* _Exercise goal_
Without the pictures, copy the entries below word for word.

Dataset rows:
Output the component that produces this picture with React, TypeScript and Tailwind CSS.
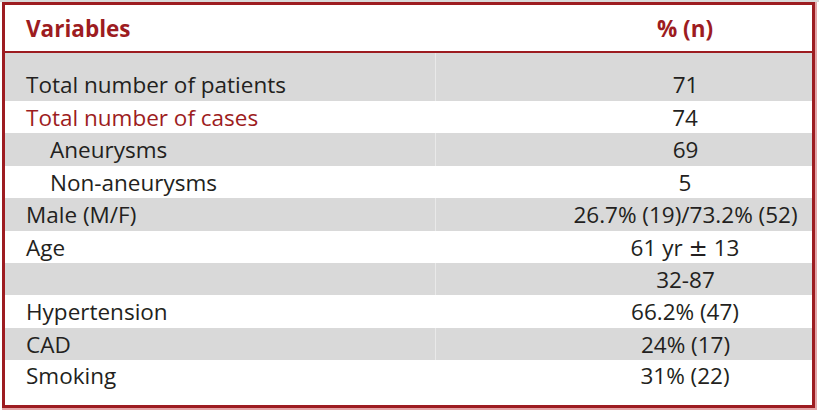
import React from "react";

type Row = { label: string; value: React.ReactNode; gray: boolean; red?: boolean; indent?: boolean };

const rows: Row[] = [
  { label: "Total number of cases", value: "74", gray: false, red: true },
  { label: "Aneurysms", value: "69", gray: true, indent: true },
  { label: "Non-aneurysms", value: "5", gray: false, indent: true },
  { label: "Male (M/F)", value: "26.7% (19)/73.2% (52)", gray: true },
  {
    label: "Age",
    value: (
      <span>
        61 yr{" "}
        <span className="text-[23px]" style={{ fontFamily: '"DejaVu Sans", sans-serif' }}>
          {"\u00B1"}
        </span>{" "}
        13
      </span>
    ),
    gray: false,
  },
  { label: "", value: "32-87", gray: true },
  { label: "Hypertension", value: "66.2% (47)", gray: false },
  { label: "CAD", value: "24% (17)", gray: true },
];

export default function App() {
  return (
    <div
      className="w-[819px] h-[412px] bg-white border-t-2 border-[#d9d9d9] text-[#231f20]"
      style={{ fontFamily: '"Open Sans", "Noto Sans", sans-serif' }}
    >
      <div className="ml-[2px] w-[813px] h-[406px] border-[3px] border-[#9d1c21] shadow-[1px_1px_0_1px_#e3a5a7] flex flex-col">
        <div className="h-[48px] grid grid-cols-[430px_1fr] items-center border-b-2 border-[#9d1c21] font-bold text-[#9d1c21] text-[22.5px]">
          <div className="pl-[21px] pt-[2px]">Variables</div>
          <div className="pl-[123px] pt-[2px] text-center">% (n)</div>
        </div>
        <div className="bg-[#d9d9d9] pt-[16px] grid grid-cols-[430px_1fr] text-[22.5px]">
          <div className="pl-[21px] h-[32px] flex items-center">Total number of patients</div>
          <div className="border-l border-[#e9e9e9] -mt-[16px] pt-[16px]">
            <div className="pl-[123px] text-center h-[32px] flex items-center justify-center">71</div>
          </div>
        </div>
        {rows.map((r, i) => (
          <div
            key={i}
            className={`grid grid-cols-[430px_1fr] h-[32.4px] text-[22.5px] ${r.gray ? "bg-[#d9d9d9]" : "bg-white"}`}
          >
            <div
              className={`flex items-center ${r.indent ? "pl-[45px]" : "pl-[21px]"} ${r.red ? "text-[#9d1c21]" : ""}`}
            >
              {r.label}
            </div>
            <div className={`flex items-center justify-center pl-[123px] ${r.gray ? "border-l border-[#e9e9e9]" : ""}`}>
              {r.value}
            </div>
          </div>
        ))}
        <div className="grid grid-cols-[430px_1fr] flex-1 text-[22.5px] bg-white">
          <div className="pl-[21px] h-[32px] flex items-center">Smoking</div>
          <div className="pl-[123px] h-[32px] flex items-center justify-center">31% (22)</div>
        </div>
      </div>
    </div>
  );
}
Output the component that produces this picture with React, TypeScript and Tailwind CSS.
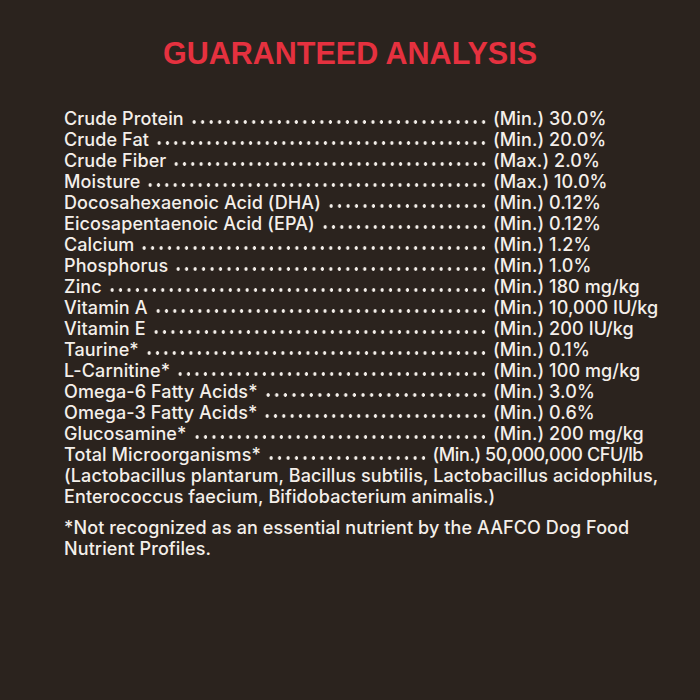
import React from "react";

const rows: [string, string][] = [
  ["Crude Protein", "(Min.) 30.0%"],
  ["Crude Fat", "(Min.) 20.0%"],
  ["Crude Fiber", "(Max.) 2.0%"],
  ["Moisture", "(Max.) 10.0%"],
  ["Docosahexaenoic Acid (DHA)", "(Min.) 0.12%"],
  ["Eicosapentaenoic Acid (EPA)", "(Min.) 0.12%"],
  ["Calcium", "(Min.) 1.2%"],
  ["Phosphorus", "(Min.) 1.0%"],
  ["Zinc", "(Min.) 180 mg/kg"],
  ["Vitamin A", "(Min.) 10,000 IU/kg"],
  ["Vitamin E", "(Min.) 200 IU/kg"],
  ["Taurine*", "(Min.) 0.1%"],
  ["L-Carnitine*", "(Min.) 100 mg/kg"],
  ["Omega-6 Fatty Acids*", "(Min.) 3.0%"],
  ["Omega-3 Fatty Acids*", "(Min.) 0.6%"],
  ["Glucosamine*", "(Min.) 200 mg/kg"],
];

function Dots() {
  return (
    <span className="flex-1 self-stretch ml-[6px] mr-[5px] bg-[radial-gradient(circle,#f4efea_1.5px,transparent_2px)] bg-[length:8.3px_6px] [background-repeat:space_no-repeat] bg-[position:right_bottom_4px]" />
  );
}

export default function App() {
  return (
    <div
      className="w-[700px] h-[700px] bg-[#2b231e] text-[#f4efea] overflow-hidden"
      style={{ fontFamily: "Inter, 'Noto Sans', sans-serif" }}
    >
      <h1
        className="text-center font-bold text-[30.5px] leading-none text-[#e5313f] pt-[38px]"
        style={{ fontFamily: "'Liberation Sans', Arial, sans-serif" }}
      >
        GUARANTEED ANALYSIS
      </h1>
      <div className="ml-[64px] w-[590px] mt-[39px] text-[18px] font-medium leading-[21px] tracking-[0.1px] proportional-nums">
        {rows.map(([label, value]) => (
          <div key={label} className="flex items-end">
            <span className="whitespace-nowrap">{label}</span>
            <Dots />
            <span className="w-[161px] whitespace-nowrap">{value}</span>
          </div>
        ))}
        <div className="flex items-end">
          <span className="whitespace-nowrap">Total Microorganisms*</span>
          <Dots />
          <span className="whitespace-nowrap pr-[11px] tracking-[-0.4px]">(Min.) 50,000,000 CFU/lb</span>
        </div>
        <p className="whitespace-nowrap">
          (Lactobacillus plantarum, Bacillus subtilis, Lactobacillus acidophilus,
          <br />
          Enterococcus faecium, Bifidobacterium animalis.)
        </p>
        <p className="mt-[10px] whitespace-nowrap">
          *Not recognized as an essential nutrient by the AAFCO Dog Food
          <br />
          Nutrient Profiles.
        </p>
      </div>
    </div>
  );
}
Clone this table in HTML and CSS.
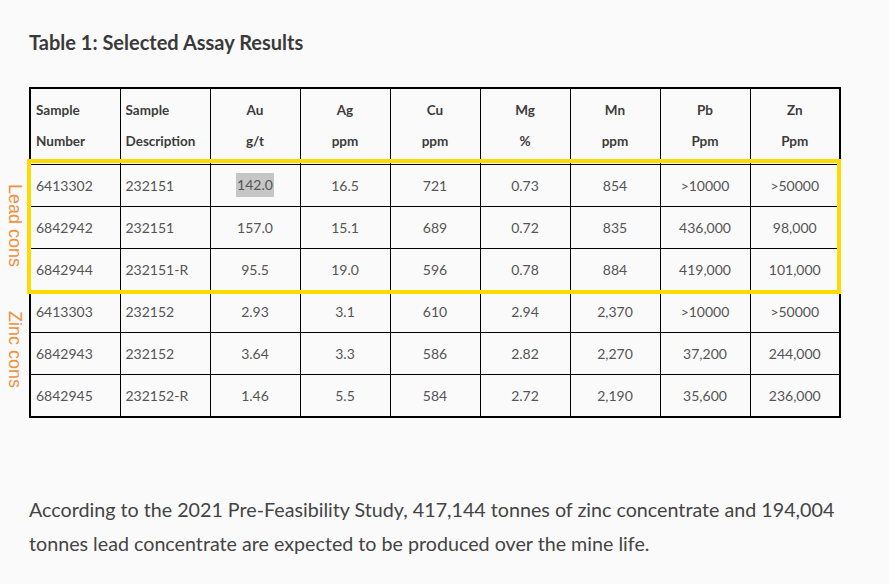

* _Answer below_
Output the component that produces this picture with React, TypeScript and Tailwind CSS.
import React from "react";

type Row = { label: string; value: React.ReactNode; gray: boolean; red?: boolean; indent?: boolean };

const rows: Row[] = [
  { label: "Total number of cases", value: "74", gray: false, red: true },
  { label: "Aneurysms", value: "69", gray: true, indent: true },
  { label: "Non-aneurysms", value: "5", gray: false, indent: true },
  { label: "Male (M/F)", value: "26.7% (19)/73.2% (52)", gray: true },
  {
    label: "Age",
    value: (
      <span>
        61 yr{" "}
        <span className="text-[23px]" style={{ fontFamily: '"DejaVu Sans", sans-serif' }}>
          {"\u00B1"}
        </span>{" "}
        13
      </span>
    ),
    gray: false,
  },
  { label: "", value: "32-87", gray: true },
  { label: "Hypertension", value: "66.2% (47)", gray: false },
  { label: "CAD", value: "24% (17)", gray: true },
];

export default function App() {
  return (
    <div
      className="w-[819px] h-[412px] bg-white border-t-2 border-[#d9d9d9] text-[#231f20]"
      style={{ fontFamily: '"Open Sans", "Noto Sans", sans-serif' }}
    >
      <div className="ml-[2px] w-[813px] h-[406px] border-[3px] border-[#9d1c21] shadow-[1px_1px_0_1px_#e3a5a7] flex flex-col">
        <div className="h-[48px] grid grid-cols-[430px_1fr] items-center border-b-2 border-[#9d1c21] font-bold text-[#9d1c21] text-[22.5px]">
          <div className="pl-[21px] pt-[2px]">Variables</div>
          <div className="pl-[123px] pt-[2px] text-center">% (n)</div>
        </div>
        <div className="bg-[#d9d9d9] pt-[16px] grid grid-cols-[430px_1fr] text-[22.5px]">
          <div className="pl-[21px] h-[32px] flex items-center">Total number of patients</div>
          <div className="border-l border-[#e9e9e9] -mt-[16px] pt-[16px]">
            <div className="pl-[123px] text-center h-[32px] flex items-center justify-center">71</div>
          </div>
        </div>
        {rows.map((r, i) => (
          <div
            key={i}
            className={`grid grid-cols-[430px_1fr] h-[32.4px] text-[22.5px] ${r.gray ? "bg-[#d9d9d9]" : "bg-white"}`}
          >
            <div
              className={`flex items-center ${r.indent ? "pl-[45px]" : "pl-[21px]"} ${r.red ? "text-[#9d1c21]" : ""}`}
            >
              {r.label}
            </div>
            <div className={`flex items-center justify-center pl-[123px] ${r.gray ? "border-l border-[#e9e9e9]" : ""}`}>
              {r.value}
            </div>
          </div>
        ))}
        <div className="grid grid-cols-[430px_1fr] flex-1 text-[22.5px] bg-white">
          <div className="pl-[21px] h-[32px] flex items-center">Smoking</div>
          <div className="pl-[123px] h-[32px] flex items-center justify-center">31% (22)</div>
        </div>
      </div>
    </div>
  );
}
Output the component that produces this picture with React, TypeScript and Tailwind CSS.
import React from "react";

const rows: [string, string][] = [
  ["Crude Protein", "(Min.) 30.0%"],
  ["Crude Fat", "(Min.) 20.0%"],
  ["Crude Fiber", "(Max.) 2.0%"],
  ["Moisture", "(Max.) 10.0%"],
  ["Docosahexaenoic Acid (DHA)", "(Min.) 0.12%"],
  ["Eicosapentaenoic Acid (EPA)", "(Min.) 0.12%"],
  ["Calcium", "(Min.) 1.2%"],
  ["Phosphorus", "(Min.) 1.0%"],
  ["Zinc", "(Min.) 180 mg/kg"],
  ["Vitamin A", "(Min.) 10,000 IU/kg"],
  ["Vitamin E", "(Min.) 200 IU/kg"],
  ["Taurine*", "(Min.) 0.1%"],
  ["L-Carnitine*", "(Min.) 100 mg/kg"],
  ["Omega-6 Fatty Acids*", "(Min.) 3.0%"],
  ["Omega-3 Fatty Acids*", "(Min.) 0.6%"],
  ["Glucosamine*", "(Min.) 200 mg/kg"],
];

function Dots() {
  return (
    <span className="flex-1 self-stretch ml-[6px] mr-[5px] bg-[radial-gradient(circle,#f4efea_1.5px,transparent_2px)] bg-[length:8.3px_6px] [background-repeat:space_no-repeat] bg-[position:right_bottom_4px]" />
  );
}

export default function App() {
  return (
    <div
      className="w-[700px] h-[700px] bg-[#2b231e] text-[#f4efea] overflow-hidden"
      style={{ fontFamily: "Inter, 'Noto Sans', sans-serif" }}
    >
      <h1
        className="text-center font-bold text-[30.5px] leading-none text-[#e5313f] pt-[38px]"
        style={{ fontFamily: "'Liberation Sans', Arial, sans-serif" }}
      >
        GUARANTEED ANALYSIS
      </h1>
      <div className="ml-[64px] w-[590px] mt-[39px] text-[18px] font-medium leading-[21px] tracking-[0.1px] proportional-nums">
        {rows.map(([label, value]) => (
          <div key={label} className="flex items-end">
            <span className="whitespace-nowrap">{label}</span>
            <Dots />
            <span className="w-[161px] whitespace-nowrap">{value}</span>
          </div>
        ))}
        <div className="flex items-end">
          <span className="whitespace-nowrap">Total Microorganisms*</span>
          <Dots />
          <span className="whitespace-nowrap pr-[11px] tracking-[-0.4px]">(Min.) 50,000,000 CFU/lb</span>
        </div>
        <p className="whitespace-nowrap">
          (Lactobacillus plantarum, Bacillus subtilis, Lactobacillus acidophilus,
          <br />
          Enterococcus faecium, Bifidobacterium animalis.)
        </p>
        <p className="mt-[10px] whitespace-nowrap">
          *Not recognized as an essential nutrient by the AAFCO Dog Food
          <br />
          Nutrient Profiles.
        </p>
      </div>
    </div>
  );
}
Clone this table in HTML and CSS.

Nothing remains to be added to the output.